DESCRIPTION OF THE TASK: Omit all images, then repeat exactly the lines below from the one containing "Write the React, TypeScript" through the one containing "text-center text-[49.5px] font-bold", both ends included.

DATA RECORDS:
⁂
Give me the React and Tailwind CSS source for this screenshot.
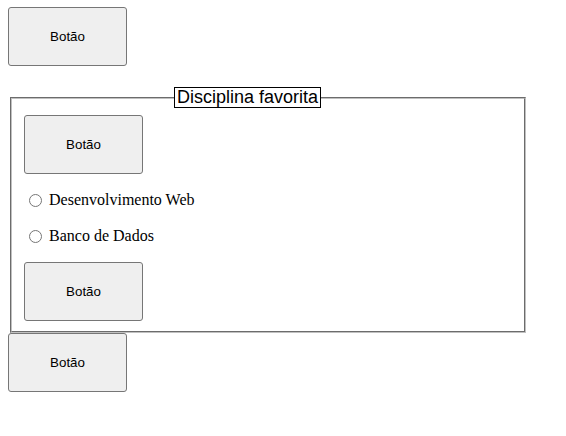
export default function App() {
  const btn =
    "block w-[119px] h-[59px] bg-[#efefef] border border-[#767676] rounded-[3px] text-[13.333px] text-black [font-family:'Liberation_Sans',Arial,sans-serif]";
  return (
    <div className="w-[566px] h-[436px] bg-white pl-[8px] pt-[7px] [font-family:'Liberation_Serif','Times_New_Roman',serif] text-black">
      <button className={btn}>Botão</button>
      <fieldset className="mt-[21px] ml-[2px] w-[516px] border-2 [border-style:groove] border-[#c0c0c0] px-[12px] pt-[7px] pb-[10px]">
        <legend className="ml-[150px] px-[2px] border border-black text-[18px] leading-[19px] [font-family:'Liberation_Sans',Arial,sans-serif]">
          Disciplina favorita
        </legend>
        <button className={btn}>Botão</button>
        <label className="mt-[17px] flex items-center h-[18px] text-[16px]">
          <input type="radio" name="d" className="m-0 ml-[5px] mr-[7px] w-[13px] h-[13px]" />
          Desenvolvimento Web
        </label>
        <label className="mt-[18px] flex items-center h-[18px] text-[16px]">
          <input type="radio" name="d" className="m-0 ml-[5px] mr-[7px] w-[13px] h-[13px]" />
          Banco de Dados
        </label>
        <button className={btn + " mt-[17px]"}>Botão</button>
      </fieldset>
      <button className={btn}>Botão</button>
    </div>
  );
}
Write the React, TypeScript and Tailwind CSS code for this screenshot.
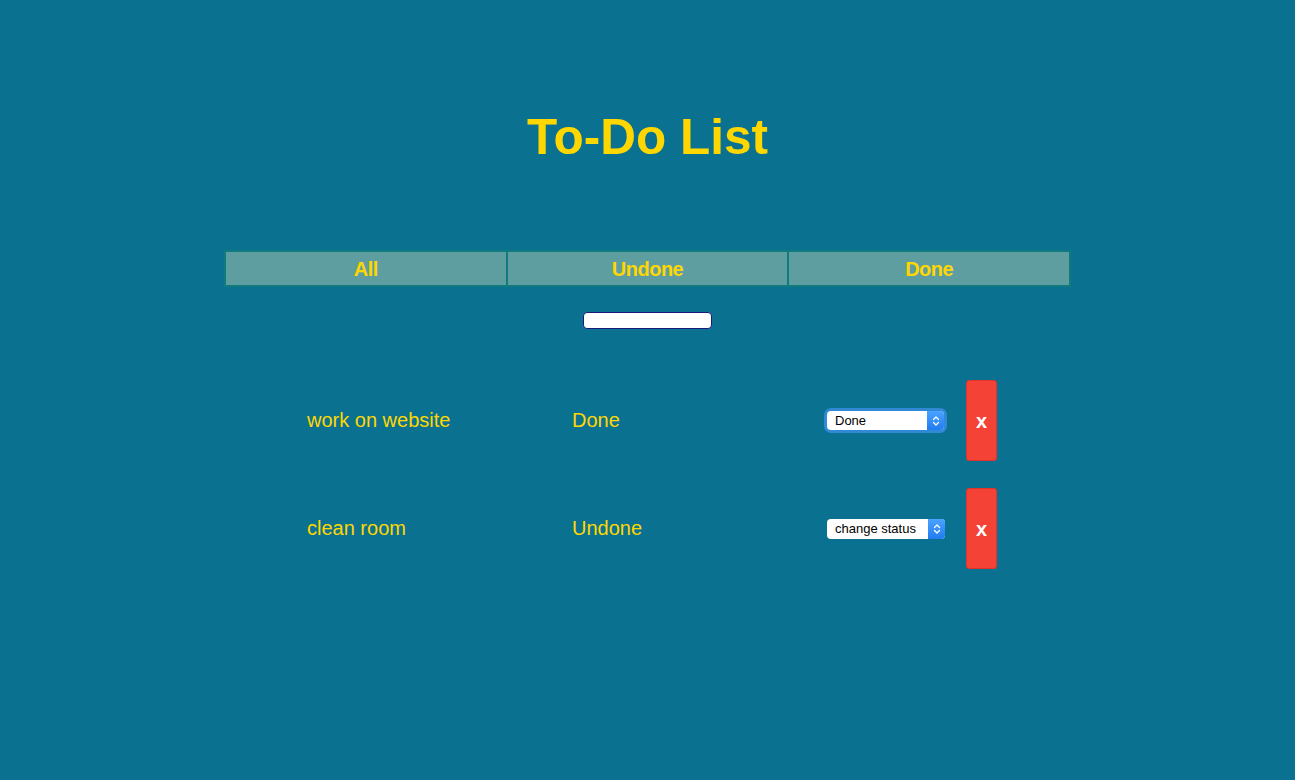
import React from 'react';

const todos = [
  { id: 1, text: 'work on website', status: 'Done', choice: 'Done', focused: true },
  { id: 2, text: 'clean room', status: 'Undone', choice: 'change status', focused: false },
];

function Chevrons() {
  return (
    <svg width="8" height="12" viewBox="0 0 8 12" fill="none">
      <path d="M1.5 4.5 L4 2 L6.5 4.5" stroke="white" strokeWidth="1.3" strokeLinecap="round" strokeLinejoin="round" />
      <path d="M1.5 7.5 L4 10 L6.5 7.5" stroke="white" strokeWidth="1.3" strokeLinecap="round" strokeLinejoin="round" />
    </svg>
  );
}

function StatusSelect({ label, focused }: { label: string; focused: boolean }) {
  return (
    <div
      className={`flex items-stretch rounded-[4px] bg-white overflow-hidden ${
        focused ? 'w-[117px] h-[19px] ring-[3px] ring-[#3b8fe6]/80' : 'w-[118px] h-[20px]'
      }`}
    >
      <span className="flex-1 flex items-center pl-[8px] text-[13px] text-black leading-none">{label}</span>
      <span className="w-[17px] flex items-center justify-center bg-gradient-to-b from-[#4aa3ff] to-[#1f7cf0]">
        <Chevrons />
      </span>
    </div>
  );
}

export default function App() {
  return (
    <div className="min-h-[780px] bg-[#0b7191] font-['Liberation_Sans',Arial,sans-serif] text-[#ffd700]">
      <h1 className="pt-[107px] text-center text-[49.5px] font-bold leading-[60px]">To-Do List</h1>

      {/* Filter tabs */}
      <div className="mt-[83px] mx-auto w-[847px] flex border border-[#0f7b7f]">
        {['All', 'Undone', 'Done'].map((tab) => (
          <button
            key={tab}
            className="flex-1 h-[35px] bg-[#5f9ea0] border border-[#0f7b7f] text-[20px] font-bold text-[#ffd700] tracking-[-0.5px]"
          >
            {tab}
          </button>
        ))}
      </div>

      {/* New todo input */}
      <div className="mt-[25px] flex justify-center">
        <input
          type="text"
          className="w-[129px] h-[17px] bg-white border border-[#1a1a7a] rounded-[4px] outline-none"
        />
      </div>

      {/* Todo rows */}
      <div className="mt-[51px] mx-auto w-[699px] pl-[9px] flex flex-col gap-[27px]">
        {todos.map((todo) => (
          <div key={todo.id} className="flex items-center h-[81px]">
            <span className="w-[265px] text-[20px] -mt-[1px]">{todo.text}</span>
            <span className="w-[255px] text-[20px] -mt-[1px]">{todo.status}</span>
            <div className="w-[139px] flex">
              <StatusSelect label={todo.choice} focused={todo.focused} />
            </div>
            <button className="w-[31px] h-[81px] rounded-[3px] bg-[#f44336] border border-[#e0332a] text-white text-[20px] font-bold">
              x
            </button>
          </div>
        ))}
      </div>
    </div>
  );
}
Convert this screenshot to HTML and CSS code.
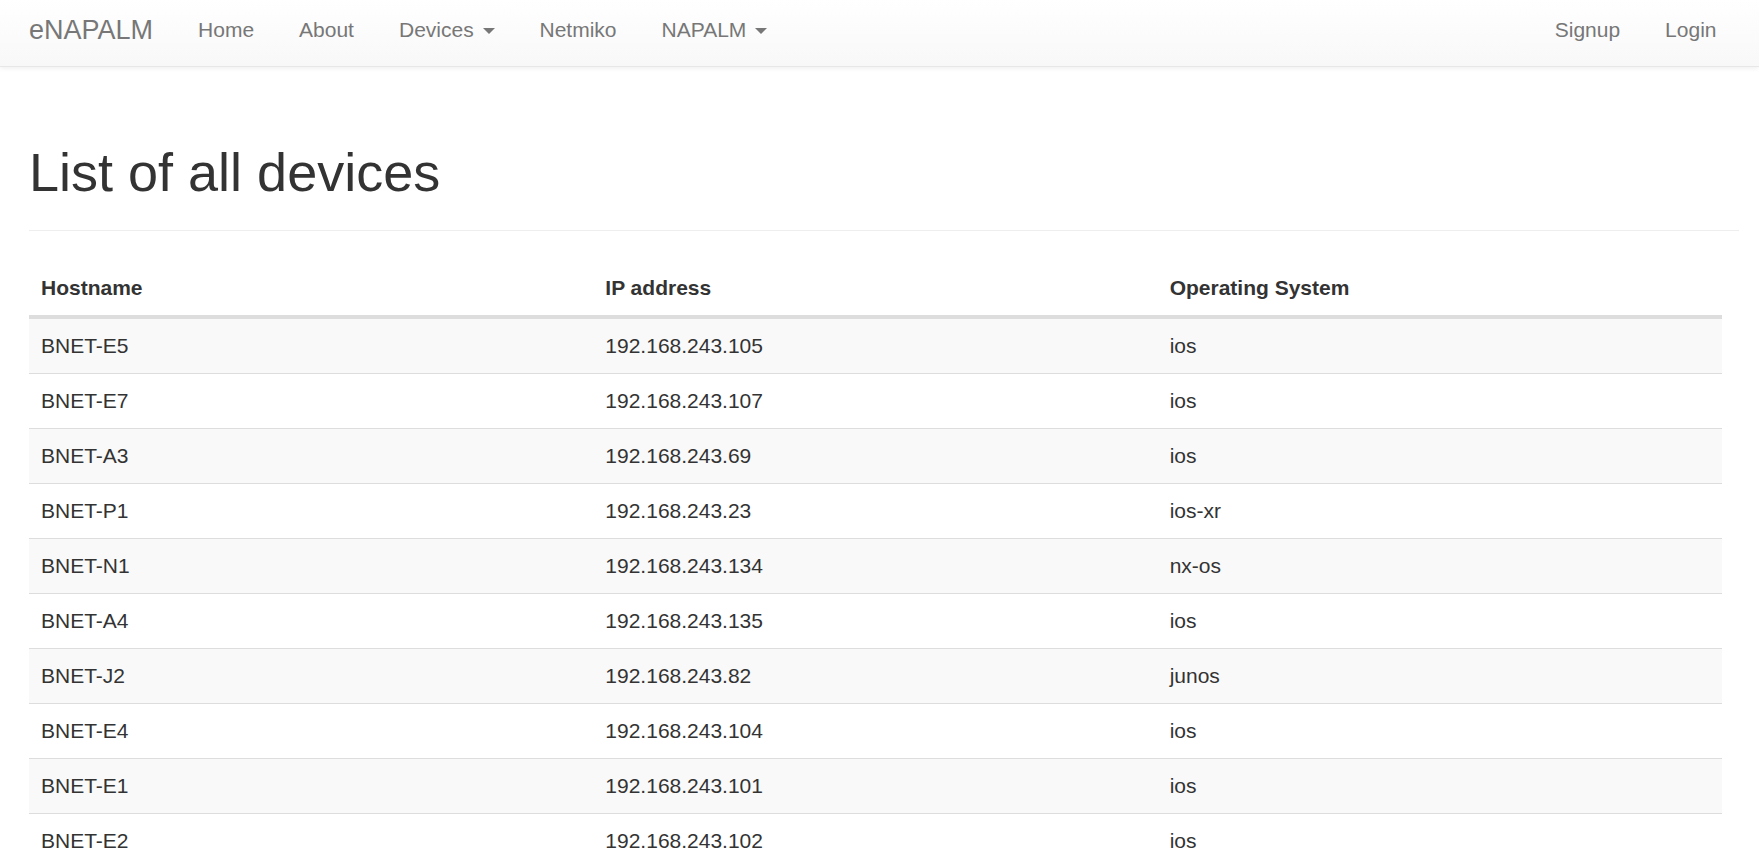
FILE: index.html
```html
<!DOCTYPE html>
<html lang="en">
<head>
<meta charset="utf-8">
<title>eNAPALM - Devices</title>
<link rel="stylesheet" href="styles.css">
</head>
<body>
<nav class="navbar">
  <div class="navbar-inner">
    <a class="brand" href="#">eNAPALM</a>
    <ul class="nav">
      <li><a href="#">Home</a></li>
      <li><a href="#">About</a></li>
      <li><a href="#">Devices <span class="caret"></span></a></li>
      <li><a href="#">Netmiko</a></li>
      <li><a href="#">NAPALM <span class="caret"></span></a></li>
    </ul>
    <ul class="nav nav-right">
      <li><a href="#">Signup</a></li>
      <li><a href="#">Login</a></li>
    </ul>
  </div>
</nav>
<main class="container">
  <div class="page-header">
    <h1>List of all devices</h1>
  </div>
  <table class="table">
    <thead>
      <tr><th>Hostname</th><th>IP address</th><th>Operating System</th></tr>
    </thead>
    <tbody>
      <tr><td>BNET-E5</td><td>192.168.243.105</td><td>ios</td></tr>
      <tr><td>BNET-E7</td><td>192.168.243.107</td><td>ios</td></tr>
      <tr><td>BNET-A3</td><td>192.168.243.69</td><td>ios</td></tr>
      <tr><td>BNET-P1</td><td>192.168.243.23</td><td>ios-xr</td></tr>
      <tr><td>BNET-N1</td><td>192.168.243.134</td><td>nx-os</td></tr>
      <tr><td>BNET-A4</td><td>192.168.243.135</td><td>ios</td></tr>
      <tr><td>BNET-J2</td><td>192.168.243.82</td><td>junos</td></tr>
      <tr><td>BNET-E4</td><td>192.168.243.104</td><td>ios</td></tr>
      <tr><td>BNET-E1</td><td>192.168.243.101</td><td>ios</td></tr>
      <tr><td>BNET-E2</td><td>192.168.243.102</td><td>ios</td></tr>
    </tbody>
  </table>
</main>
</body>
</html>
```
FILE: styles.css
```css
html, body {
  margin: 0;
  padding: 0;
}
body {
  font-family: "Liberation Sans", Arial, sans-serif;
  font-size: 21px;
  line-height: 30px;
  color: #333;
  background: #fff;
}
a {
  text-decoration: none;
}
.navbar {
  height: 66px;
  border-bottom: 1px solid #e7e7e7;
  background-image: linear-gradient(to bottom, #ffffff 0%, #f8f8f8 100%);
  box-shadow: inset 0 1px 0 rgba(255,255,255,.15), 0 1px 5px rgba(0,0,0,.075);
}
.navbar-inner {
  display: flex;
  align-items: flex-start;
  padding: 0 20px 0 29px;
}
.brand {
  font-size: 27px;
  line-height: 30px;
  padding: 15px 22.5px 15px 0;
  color: #777;
}
.nav {
  display: flex;
  list-style: none;
  margin: 0;
  padding: 0;
}
.nav-right {
  margin-left: auto;
}
.nav a {
  display: block;
  padding: 15px 22.5px;
  line-height: 30px;
  color: #777;
}
.caret {
  display: inline-block;
  width: 0;
  height: 0;
  margin-left: 3px;
  vertical-align: middle;
  border-top: 6px solid #777;
  border-left: 6px solid transparent;
  border-right: 6px solid transparent;
}
.container {
  padding: 75px 20px 0 29px;
}
.page-header {
  padding-bottom: 28px;
  margin-bottom: 30px;
  border-bottom: 1px solid #eee;
}
.page-header h1 {
  margin: 0;
  font-size: 54px;
  line-height: 60px;
  font-weight: normal;
  color: #333;
}
.table {
  width: calc(100% - 17px);
  border-collapse: collapse;
  border-spacing: 0;
  table-layout: fixed;
  margin: 0;
}
.table th,
.table td {
  width: 33.333%;
  padding: 12px;
  line-height: 30px;
  text-align: left;
  vertical-align: top;
}
.table th {
  font-weight: bold;
  border-bottom: 4px solid #ddd;
  vertical-align: bottom;
}
.table td {
  border-top: 1px solid #ddd;
}
.table tbody tr:first-child td {
  border-top: 0;
}
.table tbody tr:nth-child(odd) {
  background-color: #f9f9f9;
}
```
⁂
ANSWER TO THIS EXERCISE:
Write the React, TypeScript and Tailwind CSS code for this screenshot.
import React from 'react';

const todos = [
  { id: 1, text: 'work on website', status: 'Done', choice: 'Done', focused: true },
  { id: 2, text: 'clean room', status: 'Undone', choice: 'change status', focused: false },
];

function Chevrons() {
  return (
    <svg width="8" height="12" viewBox="0 0 8 12" fill="none">
      <path d="M1.5 4.5 L4 2 L6.5 4.5" stroke="white" strokeWidth="1.3" strokeLinecap="round" strokeLinejoin="round" />
      <path d="M1.5 7.5 L4 10 L6.5 7.5" stroke="white" strokeWidth="1.3" strokeLinecap="round" strokeLinejoin="round" />
    </svg>
  );
}

function StatusSelect({ label, focused }: { label: string; focused: boolean }) {
  return (
    <div
      className={`flex items-stretch rounded-[4px] bg-white overflow-hidden ${
        focused ? 'w-[117px] h-[19px] ring-[3px] ring-[#3b8fe6]/80' : 'w-[118px] h-[20px]'
      }`}
    >
      <span className="flex-1 flex items-center pl-[8px] text-[13px] text-black leading-none">{label}</span>
      <span className="w-[17px] flex items-center justify-center bg-gradient-to-b from-[#4aa3ff] to-[#1f7cf0]">
        <Chevrons />
      </span>
    </div>
  );
}

export default function App() {
  return (
    <div className="min-h-[780px] bg-[#0b7191] font-['Liberation_Sans',Arial,sans-serif] text-[#ffd700]">
      <h1 className="pt-[107px] text-center text-[49.5px] font-bold leading-[60px]">To-Do List</h1>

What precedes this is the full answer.